If \(\delta x_1\) and \(\delta y_1\) are independent, we need to set the two terms in Eq. (24) to \(0\) individually. However, in most physical problems, the end point is constrained to move on a curve \(y_1=\varphi(x_1)\). In such cases we will have \(\frac{\delta y_1}{\delta x_1}=\varphi'(x_1)\), and Eq. (24) simplifies to \[\begin{eqnarray} \left[\mathscr{L} +\left(\varphi'-y'\right)\frac{\partial\mathscr{L}}{\partial y'}\right]_{x_1}\delta x_1=0, \tag{25} \end{eqnarray}\] which is known as the transversality condition. For the specific case of \(\mathscr{L}\) in Eq. (14) we get

\[\begin{eqnarray} \left[\frac{(y-\lambda)(1+\varphi' y') }{\sqrt{1 +y'^2}}\right]_{x_1}=0. \tag{26} \end{eqnarray}\] Assuming \(y-\lambda\neq0\) at the boundary, the only way to satisfy this equation would require \(\varphi' y'\vert_{x_1}=-1\), that is \(y\) should be orthogonal to the curve \(\varphi\). This is really neat. It all boils down this: the curve will still be a catenary, but when it hits the boundary, it should be perpendicular to it. For example, if you have a vertical post, the chain will be parallel to the ground at the post!
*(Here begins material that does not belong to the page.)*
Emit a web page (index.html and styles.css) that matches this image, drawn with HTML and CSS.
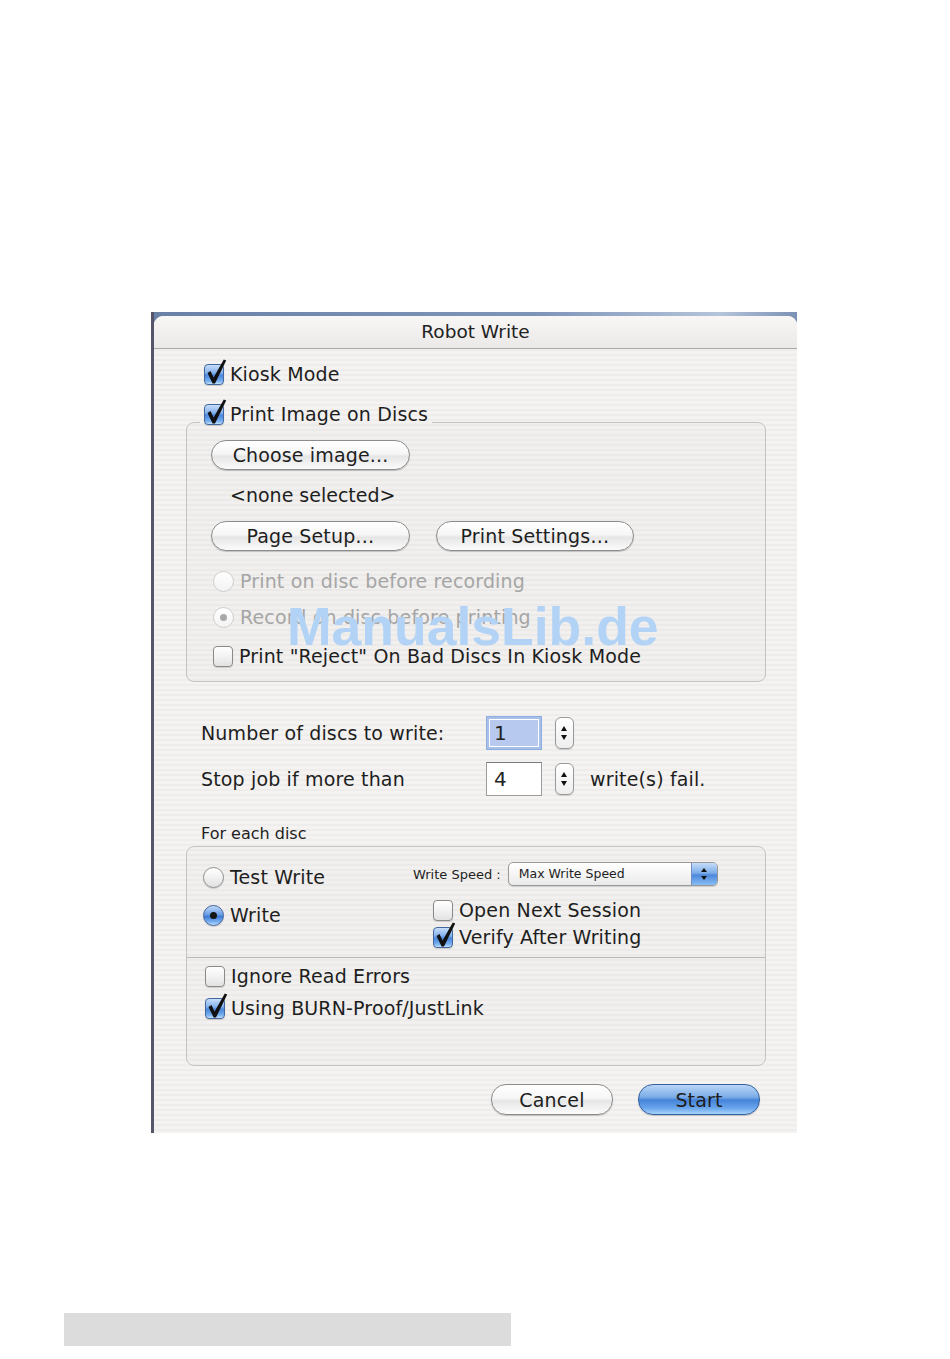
FILE: index.html
```html
<!DOCTYPE html>
<html lang="en">
<head>
    <meta charset="UTF-8">
    <meta name="viewport" content="width=device-width, initial-scale=1.0">
    <title>Robot Write</title>
    <link rel="stylesheet" href="styles.css">
</head>
<body>
    <div class="page">
        <div class="dialog">
            <div class="window">
                <div class="titlebar">Robot Write</div>
                <div class="content">
                    <div class="row kiosk">
                        <span class="box checked"><svg class="tick" viewBox="0 0 24 28" width="24" height="28"><path d="M2.5 16 L5.5 14 L8.6 20.5 L18.8 2.5 L21.2 3.6 L10 26.5 L7.6 26.5 Z"/></svg></span>
                        <span>Kiosk Mode</span>
                    </div>

                    <fieldset class="group print-group">
                        <legend>
                            <div class="row">
                                <span class="box checked"><svg class="tick" viewBox="0 0 24 28" width="24" height="28"><path d="M2.5 16 L5.5 14 L8.6 20.5 L18.8 2.5 L21.2 3.6 L10 26.5 L7.6 26.5 Z"/></svg></span>
                                <span>Print Image on Discs</span>
                            </div>
                        </legend>
                        <div class="group-inner">
                            <button class="pill choose">Choose image...</button>
                            <div class="note">&lt;none selected&gt;</div>
                            <div class="btn-row">
                                <button class="pill">Page Setup…</button>
                                <button class="pill">Print Settings…</button>
                            </div>
                            <div class="row disabled opt-first">
                                <span class="radio dim"></span>
                                <span>Print on disc before recording</span>
                            </div>
                            <div class="row disabled opt-second">
                                <span class="radio dim on"></span>
                                <span>Record on disc before printing</span>
                            </div>
                            <div class="row opt-reject">
                                <span class="box"></span>
                                <span>Print "Reject" On Bad Discs In Kiosk Mode</span>
                            </div>
                        </div>
                    </fieldset>

                    <div class="numbers">
                        <div class="num-row">
                            <span class="num-label">Number of discs to write:</span>
                            <span class="field focused">1</span>
                            <span class="stepper"></span>
                        </div>
                        <div class="num-row second">
                            <span class="num-label">Stop job if more than</span>
                            <span class="field">4</span>
                            <span class="stepper"></span>
                            <span class="after">write(s) fail.</span>
                        </div>
                    </div>

                    <div class="section-label">For each disc</div>
                    <div class="group disc-group">
                        <div class="top-section">
                            <div class="mode-col">
                                <div class="row">
                                    <span class="radio"></span>
                                    <span>Test Write</span>
                                </div>
                                <div class="row mode-write">
                                    <span class="radio on blue"></span>
                                    <span>Write</span>
                                </div>
                            </div>
                            <div class="speed-col">
                                <div class="speed-row">
                                    <span class="speed-label">Write Speed :</span>
                                    <div class="popup">
                                        <span class="popup-text">Max Write Speed</span>
                                        <span class="popup-arrows"></span>
                                    </div>
                                </div>
                                <div class="row session">
                                    <span class="box"></span>
                                    <span>Open Next Session</span>
                                </div>
                                <div class="row verify">
                                    <span class="box checked"><svg class="tick" viewBox="0 0 24 28" width="24" height="28"><path d="M2.5 16 L5.5 14 L8.6 20.5 L18.8 2.5 L21.2 3.6 L10 26.5 L7.6 26.5 Z"/></svg></span>
                                    <span>Verify After Writing</span>
                                </div>
                            </div>
                        </div>
                        <div class="bottom-section">
                            <div class="row">
                                <span class="box"></span>
                                <span>Ignore Read Errors</span>
                            </div>
                            <div class="row burn">
                                <span class="box checked"><svg class="tick" viewBox="0 0 24 28" width="24" height="28"><path d="M2.5 16 L5.5 14 L8.6 20.5 L18.8 2.5 L21.2 3.6 L10 26.5 L7.6 26.5 Z"/></svg></span>
                                <span>Using BURN-Proof/JustLink</span>
                            </div>
                        </div>
                    </div>

                    <div class="actions">
                        <button class="pill action">Cancel</button>
                        <button class="pill action default">Start</button>
                    </div>
                </div>
                <div class="watermark">ManualsLib.de</div>
            </div>
        </div>
    </div>
    <div class="footer-bar"></div>
</body>
</html>
```

FILE: styles.css
```css
body, html {
    margin: 0;
    padding: 0;
    background-color: #ffffff;
    font-family: "DejaVu Sans", sans-serif;
    color: #1e1e1e;
}

.page {
    padding: 312px 0 0 151px;
}

/* window frame */
.dialog {
    width: 646px;
    height: 821px;
    box-sizing: border-box;
    padding-top: 4px;
    border-left: 3px solid #55566a;
    background: linear-gradient(to right, #6a80a6, #7f95b8 60%, #b6c4da 88%, #7b91b5);
}

.window {
    position: relative;
    height: 100%;
    border-radius: 9px 9px 0 0;
    background: repeating-linear-gradient(to bottom, #f4f3f1 0, #f4f3f1 3px, #eeedeb 3px, #eeedeb 5px);
}

.titlebar {
    height: 32px;
    line-height: 32px;
    border-bottom: 1px solid #aaaaaa;
    border-radius: 9px 9px 0 0;
    background: linear-gradient(#f8f7f6, #ebe9e7);
    text-align: center;
    font-size: 18.5px;
    color: #222;
}

.content {
    padding-top: 14px;
}

/* generic label rows */
.row {
    display: flex;
    align-items: center;
    gap: 6px;
    height: 22px;
    font-size: 19px;
    letter-spacing: 0.15px;
    white-space: nowrap;
}

.kiosk {
    margin-left: 50px;
}

.disabled {
    color: #a5a5a5;
}

/* checkboxes */
.box {
    position: relative;
    flex: none;
    width: 20px;
    height: 21px;
    box-sizing: border-box;
    border: 1px solid #8a8a8a;
    border-radius: 4px;
    background: linear-gradient(#ffffff, #f2f2f2 50%, #e2e2e2);
    box-shadow: 0 1px 1px rgba(0, 0, 0, 0.15);
}

.box.checked {
    border-color: #42679f;
    background: linear-gradient(#c8defa 0%, #86b2ec 40%, #4b87dc 55%, #78b0ef 85%, #c3e2ff 100%);
}

.tick {
    position: absolute;
    left: 0;
    top: -8px;
    fill: #111;
}

/* radio buttons */
.radio {
    position: relative;
    flex: none;
    width: 21px;
    height: 21px;
    box-sizing: border-box;
    border: 1px solid #8f8f8f;
    border-radius: 50%;
    background: linear-gradient(#ffffff, #f1f1f1 50%, #e0e0e0);
    box-shadow: 0 1px 1px rgba(0, 0, 0, 0.15);
}

.radio.blue {
    border-color: #3f649c;
    background: linear-gradient(#c2dafa 0%, #6b9fe4 45%, #3f7bd6 55%, #7db4f2 85%, #c0e0ff 100%);
}

.radio.dim {
    border-color: #cdcdcd;
    background: linear-gradient(#ffffff, #f3f3f3);
    box-shadow: none;
}

.radio.on::after {
    content: "";
    position: absolute;
    left: 6px;
    top: 6px;
    width: 7px;
    height: 7px;
    border-radius: 50%;
    background: #151515;
}

.radio.dim.on::after {
    background: #a9a9a9;
}

/* group boxes */
.group {
    margin: 18px 0 0 32px;
    width: 580px;
    min-width: 0;
    box-sizing: border-box;
    border: 1px solid #c3c3c3;
    border-radius: 8px;
    background-color: rgba(0, 0, 0, 0.012);
}

.print-group {
    padding: 0 0 14px 0;
}

.print-group legend {
    margin-left: 13px;
    padding: 0 4px 17px;
}

.group-inner {
    padding-left: 24px;
}

/* push buttons */
.pill {
    display: block;
    width: 199px;
    height: 30px;
    padding: 0;
    border: 1px solid #8c8c8c;
    border-radius: 15px;
    background: linear-gradient(#ffffff 0%, #f6f6f6 45%, #e6e6e6 55%, #fbfbfb 100%);
    box-shadow: 0 1px 1px rgba(0, 0, 0, 0.2);
    font-family: "DejaVu Sans", sans-serif;
    font-size: 19px;
    letter-spacing: 0.15px;
    color: #1e1e1e;
}

.choose {
    margin-top: -2px;
}

.note {
    margin: 14px 0 0 19px;
    height: 22px;
    line-height: 22px;
    font-size: 19px;
}

.btn-row {
    display: flex;
    gap: 26px;
    margin-top: 15px;
}

.btn-row .pill:last-child {
    width: 198px;
}

.opt-first {
    margin: 19px 0 0 2px;
}

.opt-second {
    margin: 14px 0 0 2px;
}

.opt-reject {
    margin: 17px 0 0 2px;
}

/* number fields */
.numbers {
    margin: 34px 0 0 47px;
}

.num-row {
    display: flex;
    align-items: center;
    height: 34px;
    font-size: 19px;
    letter-spacing: 0.15px;
}

.num-row.second {
    margin-top: 12px;
}

.num-label {
    width: 285px;
    white-space: nowrap;
}

.field {
    width: 56px;
    height: 34px;
    box-sizing: border-box;
    padding-left: 7px;
    line-height: 32px;
    border: 1px solid #9c9c9c;
    border-top-color: #7a7a7a;
    background: #ffffff;
    font-size: 20px;
    color: #222;
}

.field.focused {
    border-color: #8eaee0;
    background: #b7c9ef;
    box-shadow: inset 0 0 0 2px #a7c0ea, inset 0 0 0 3px #ffffff;
}

.stepper {
    position: relative;
    width: 19px;
    height: 32px;
    margin-left: 13px;
    box-sizing: border-box;
    border: 1px solid #999;
    border-radius: 6px;
    background: linear-gradient(#ffffff, #eeeeee);
    box-shadow: 0 1px 1px rgba(0, 0, 0, 0.15);
}

.stepper::before,
.stepper::after {
    content: "";
    position: absolute;
    left: 5px;
    border-left: 3.5px solid transparent;
    border-right: 3.5px solid transparent;
}

.stepper::before {
    top: 8px;
    border-bottom: 5px solid #111;
}

.stepper::after {
    bottom: 8px;
    border-top: 5px solid #111;
}

.after {
    margin-left: 16px;
    white-space: nowrap;
}

.section-label {
    margin: 28px 0 0 47px;
    height: 20px;
    line-height: 20px;
    font-size: 16px;
}

/* disc group */
.disc-group {
    margin-top: 2px;
    height: 220px;
}

.top-section {
    display: flex;
    padding: 15px 0 9px 16px;
    border-bottom: 1px solid #b7b7b7;
}

.mode-col {
    width: 210px;
    margin-top: 4px;
}

.mode-write {
    margin-top: 16px;
}

.speed-row {
    display: flex;
    align-items: center;
    gap: 7px;
    height: 24px;
}

.speed-label {
    font-size: 13px;
    white-space: nowrap;
}

.popup {
    display: flex;
    width: 210px;
    height: 24px;
    box-sizing: border-box;
    border: 1px solid #999;
    border-radius: 5px;
    overflow: hidden;
    background: linear-gradient(#ffffff, #f5f5f5 50%, #e9e9e9);
    box-shadow: 0 1px 1px rgba(0, 0, 0, 0.15);
}

.popup-text {
    flex: 1;
    padding-left: 10px;
    line-height: 22px;
    font-size: 12.5px;
}

.popup-arrows {
    position: relative;
    width: 25px;
    border-left: 1px solid #6f8fc0;
    background: linear-gradient(#c6ddf9 0%, #7eaeea 45%, #4d88dc 55%, #88bdf3 100%);
}

.popup-arrows::before,
.popup-arrows::after {
    content: "";
    position: absolute;
    left: 9px;
    border-left: 3px solid transparent;
    border-right: 3px solid transparent;
}

.popup-arrows::before {
    top: 5px;
    border-bottom: 4px solid #111;
}

.popup-arrows::after {
    bottom: 5px;
    border-top: 4px solid #111;
}

.session {
    margin: 13px 0 0 20px;
}

.verify {
    margin: 5px 0 0 20px;
}

.bottom-section {
    padding: 7px 0 0 18px;
}

.burn {
    margin-top: 10px;
}

/* dialog buttons */
.actions {
    display: flex;
    justify-content: flex-end;
    gap: 25px;
    margin: 18px 37px 0 0;
}

.action {
    width: 122px;
    height: 31px;
}

.action.default {
    border-color: #34609f;
    background: linear-gradient(#b9d6f7 0%, #7aabe6 42%, #4583da 52%, #6aa6ec 80%, #a8d4fb 100%);
}

.watermark {
    position: absolute;
    left: 133px;
    top: 284px;
    font-family: "Liberation Sans", Arial, sans-serif;
    font-weight: bold;
    font-size: 53.5px;
    line-height: 53px;
    color: #b2d3f6;
    white-space: nowrap;
}

.footer-bar {
    margin: 180px 0 0 64px;
    width: 447px;
    height: 33px;
    background-color: #dcdcdc;
}
```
Image processing with Python

This is not that much of a processing: we just want to load the image an overlay a \(\cosh\) curve to see if it fits the rope shape.

  # Fitting a cosh curve on a rope in a photo
  #  06/17/2021, tetraquark@gmail.com
  # tetraquark.netlify.app
  
  from PIL import Image
  import math
  imgid=   'featured.jpg'
  img = Image.open(imgid)
  
  pixels = img.load()
  
  
  leftpostx=550
  leftposty=1280
  
  rightpostx=3100
  rightposty=1350
  
  midx=(leftpostx+rightpostx)/2 +50
  midy=1720
  
  offset=750
  catparameter= img.size[1]-midy +offset
  
  
  def catenary(c,x):
      return c* math.cosh(x/c)
  
  for i in range(img.size[0]):
      for j in range(img.size[1]):
          catpoint=img.size[1]-catenary(catparameter,(i-midx))+offset
  
          if  abs(j-catpoint ) <5 and i>leftpostx and i<rightpostx:
              pixels[i, j] = (0, 255,255)
  
          if ((i-leftpostx)**2+(j-leftposty)**2)**0.5 <20:
              pixels[i, j] = (255, 0, 0)
          if  ((i-rightpostx)**2+(j-rightposty)**2)**0.5 <20:
              pixels[i, j] = (0, 255,0)
          if  ((i-midx)**2+(j-midy)**2)**0.5 <20:
              pixels[i, j] = (0, 0,255)
  img.show()
  img.save('marked_'+imgid)

Figure 8: Drawing a \(\cosh\) curve onto the hanging rope in the original image results in a very good fit.

A test set up

How about the sliding end case? We probably won’t find this out in the wild, so I have to build a test rig. I have a pile of metal shafts that I have been pulling off from dead printers. They are very polished and have low friction. I also found a plastic cylinder that fits perfectly on the shaft, and it slides easily. The curve indeed hits the shaft at \(90^{\circ}\), and I find it very cool!

Figure 9: If one of the ends can freely slide, it will settle down to the point for which the chain leaves from the shaft at an angle of \(90^{\circ}\). The curious cat is for scale.